**Data extract:**
____
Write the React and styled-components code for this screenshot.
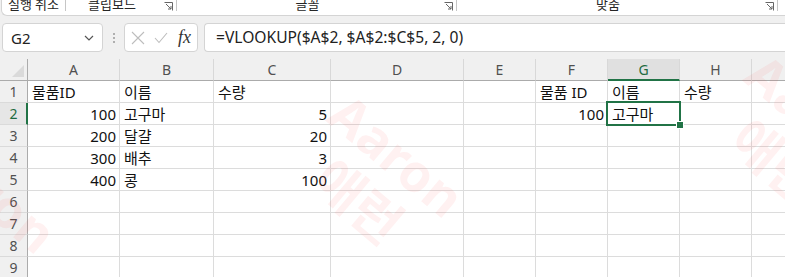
import React from "react";
import styled, { createGlobalStyle } from "styled-components";

const GlobalStyle = createGlobalStyle`
  body {
    margin: 0;
    background: #f0f0f0;
    overflow: hidden;
    font-family: "Noto Sans", "Noto Sans CJK KR", sans-serif;
  }
`;

const Page = styled.div`
  position: relative;
  width: 785px;
  height: 277px;
  overflow: hidden;
`;

const Ribbon = styled.div`
  display: flex;
  height: 15px;
  margin-left: 1px;
  background: #fff;
  border-bottom: 1px solid #d4d4d4;
  border-left: 1px solid #d4d4d4;
  border-bottom-left-radius: 6px;
  overflow: hidden;
`;

const RibbonGroup = styled.div`
  position: relative;
  display: flex;
  flex: 0 0 ${p => p.$w}px;
  border-right: 1px solid #c6c6c6;
  height: 11px;
  box-sizing: border-box;
`;

const GroupLabel = styled.div`
  flex: 1;
  text-align: center;
  font-family: "Noto Sans CJK KR", sans-serif;
  font-size: 13px;
  line-height: 13px;
  margin-top: -3px;
  color: #262626;
  padding-right: ${p => (p.$launcher ? 18 : 0)}px;
`;

const Launcher = styled.svg`
  position: absolute;
  right: 3px;
  top: 2px;
`;

const FormulaRow = styled.div`
  display: flex;
  align-items: center;
  height: 29px;
  margin: 7px 0 7px 2px;
`;

const NameBox = styled.div`
  display: flex;
  align-items: center;
  justify-content: space-between;
  width: 101px;
  height: 29px;
  box-sizing: border-box;
  padding: 0 8px 0 8px;
  background: #fff;
  border: 1px solid #d4d4d4;
  border-radius: 4px;
  font-size: 15px;
  color: #222;
`;

const Dots = styled.div`
  display: flex;
  flex-direction: column;
  gap: 2px;
  margin: 0 9px 0 10px;
  span {
    width: 2px;
    height: 2px;
    background: #9a9a9a;
    border-radius: 1px;
  }
`;

const FuncBox = styled.div`
  display: flex;
  align-items: center;
  width: 74px;
  height: 29px;
  box-sizing: border-box;
  padding: 0 5px 0 6px;
  gap: 9px;
  background: #fff;
  border: 1px solid #d4d4d4;
  border-radius: 4px;
`;

const Fx = styled.span`
  font-family: "Liberation Serif", serif;
  font-style: italic;
  font-size: 18px;
  color: #333;
  margin-left: 1px;
`;

const FormulaInput = styled.div`
  flex: 1;
  height: 29px;
  box-sizing: border-box;
  margin-left: 6px;
  padding-left: 11px;
  background: #fff;
  border: 1px solid #d4d4d4;
  border-right: none;
  border-radius: 4px 0 0 4px;
  font-size: 15.6px;
  line-height: 27px;
  color: #222;
  white-space: nowrap;
`;

const Grid = styled.div`
  display: grid;
  grid-template-columns: 28px 92px 94px 117px 133px 72px 72px 72px 72px 72px;
  grid-auto-rows: 22px;
  background: #fff;
`;

const Corner = styled.div`
  position: relative;
  background: #f0f0f0;
  border-right: 1px solid #ababab;
  border-bottom: 1px solid #ababab;
  &::after {
    content: "";
    position: absolute;
    right: 3px;
    bottom: 3px;
    border-left: 12px solid transparent;
    border-bottom: 12px solid #dadada;
  }
`;

const ColHead = styled.div`
  display: flex;
  align-items: center;
  justify-content: center;
  background: ${p => (p.$active ? "#e0e0e0" : "#f0f0f0")};
  color: ${p => (p.$active ? "#1e6b41" : "#505050")};
  border-right: 1px solid #d8d8d8;
  border-bottom: ${p => (p.$active ? "2px solid #217346" : "1px solid #ababab")};
  font-size: 14px;
  box-sizing: border-box;
`;

const RowHead = styled.div`
  display: flex;
  align-items: center;
  justify-content: center;
  background: ${p => (p.$active ? "#e6e6e6" : "#f0f0f0")};
  color: ${p => (p.$active ? "#1e6b41" : "#505050")};
  border-right: ${p => (p.$active ? "2px solid #217346" : "1px solid #ababab")};
  border-bottom: 1px solid #dadada;
  font-size: 14px;
  box-sizing: border-box;
  padding-left: ${p => (p.$active ? 1 : 0)}px;
`;

const Cell = styled.div`
  position: relative;
  display: flex;
  align-items: center;
  justify-content: ${p => (p.$num ? "flex-end" : "flex-start")};
  padding: 0 3px 0 4px;
  border-right: 1px solid #dcdcdc;
  border-bottom: 1px solid #dcdcdc;
  font-size: 15px;
  color: #111;
  white-space: nowrap;
  ${p =>
    p.$selected &&
    `
    &::after {
      content: "";
      position: absolute;
      left: -2px;
      top: -2px;
      right: -2px;
      bottom: -2px;
      border: 2px solid #217346;
      z-index: 2;
    }
    &::before {
      content: "";
      position: absolute;
      right: -5px;
      bottom: -5px;
      width: 6px;
      height: 6px;
      background: #217346;
      border: 1px solid #fff;
      z-index: 3;
    }
  `}
`;

const Watermark = styled.div`
  position: absolute;
  left: ${p => p.$x}px;
  top: ${p => p.$y}px;
  display: flex;
  flex-direction: column;
  align-items: center;
  transform: translate(-50%, -50%) rotate(40deg);
  font-family: "Noto Sans", "Noto Sans CJK KR", sans-serif;
  font-weight: 700;
  font-size: 52px;
  line-height: 60px;
  color: rgba(255, 40, 40, 0.065);
  pointer-events: none;
  z-index: 5;
  white-space: nowrap;
`;

const groups = [
  { label: "실행 취소", w: 64 },
  { label: "클립보드", w: 111, launcher: true },
  { label: "글꼴", w: 280, launcher: true },
  { label: "맞춤", w: 321, launcher: true },
  { label: "", w: 40 }
];

const cols = ["A", "B", "C", "D", "E", "F", "G", "H", "I"];

const rows = [
  ["물품ID", "이름", "수량", "", "", "물품 ID", "이름", "수량", ""],
  [100, "고구마", 5, "", "", 100, "고구마", "", ""],
  [200, "달걀", 20],
  [300, "배추", 3],
  [400, "콩", 100],
  [],
  [],
  [],
  []
];

const LauncherIcon = () => (
  <Launcher width="9" height="9" viewBox="0 0 9 9">
    <path d="M0.5 0.5 H8.5 V8.5" fill="none" stroke="#666" strokeWidth="1" />
    <path d="M2 2 L7 7 M7 4 V7 H4" fill="none" stroke="#666" strokeWidth="1" />
  </Launcher>
);

const App = () => (
  <Page>
    <GlobalStyle />
    <Ribbon>
      {groups.map((g, i) => (
        <RibbonGroup key={i} $w={g.w}>
          <GroupLabel $launcher={g.launcher}>{g.label}</GroupLabel>
          {g.launcher && <LauncherIcon />}
        </RibbonGroup>
      ))}
    </Ribbon>

    <FormulaRow>
      <NameBox>
        G2
        <svg width="10" height="6" viewBox="0 0 10 6">
          <path d="M1 1 L5 5 L9 1" fill="none" stroke="#555" strokeWidth="1.2" />
        </svg>
      </NameBox>
      <Dots>
        <span />
        <span />
        <span />
      </Dots>
      <FuncBox>
        <svg width="14" height="14" viewBox="0 0 14 14">
          <path d="M1 1 L13 13 M13 1 L1 13" stroke="#bdbdbd" strokeWidth="1.1" />
        </svg>
        <svg width="14" height="12" viewBox="0 0 14 12">
          <path d="M1 6 L5 10.5 L13 1" fill="none" stroke="#bdbdbd" strokeWidth="1.1" />
        </svg>
        <Fx>fx</Fx>
      </FuncBox>
      <FormulaInput>=VLOOKUP($A$2, $A$2:$C$5, 2, 0)</FormulaInput>
    </FormulaRow>

    <Grid>
      <Corner />
      {cols.map(c => (
        <ColHead key={c} $active={c === "G"}>
          {c}
        </ColHead>
      ))}
      {rows.map((r, ri) => (
        <React.Fragment key={ri}>
          <RowHead $active={ri === 1}>{ri + 1}</RowHead>
          {cols.map((c, ci) => {
            const v = r[ci];
            return (
              <Cell
                key={c}
                $num={typeof v === "number"}
                $selected={ri === 1 && c === "G"}
              >
                {v}
              </Cell>
            );
          })}
        </React.Fragment>
      ))}
    </Grid>

    <Watermark $x={378} $y={178}>
      <span>Aaron</span>
      <span>애런</span>
    </Watermark>
    <Watermark $x={795} $y={138}>
      <span>Aaron</span>
      <span>애런</span>
    </Watermark>
    <Watermark $x={-30} $y={214}>
      <span>Aaron</span>
      <span>애런</span>
    </Watermark>
  </Page>
);

export default App;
____
**To do:**
From the data, list each line in which the string "components" appears.

**Response to the exercise:**
Write the React and styled-components code for this screenshot.
import styled, { createGlobalStyle } from "styled-components";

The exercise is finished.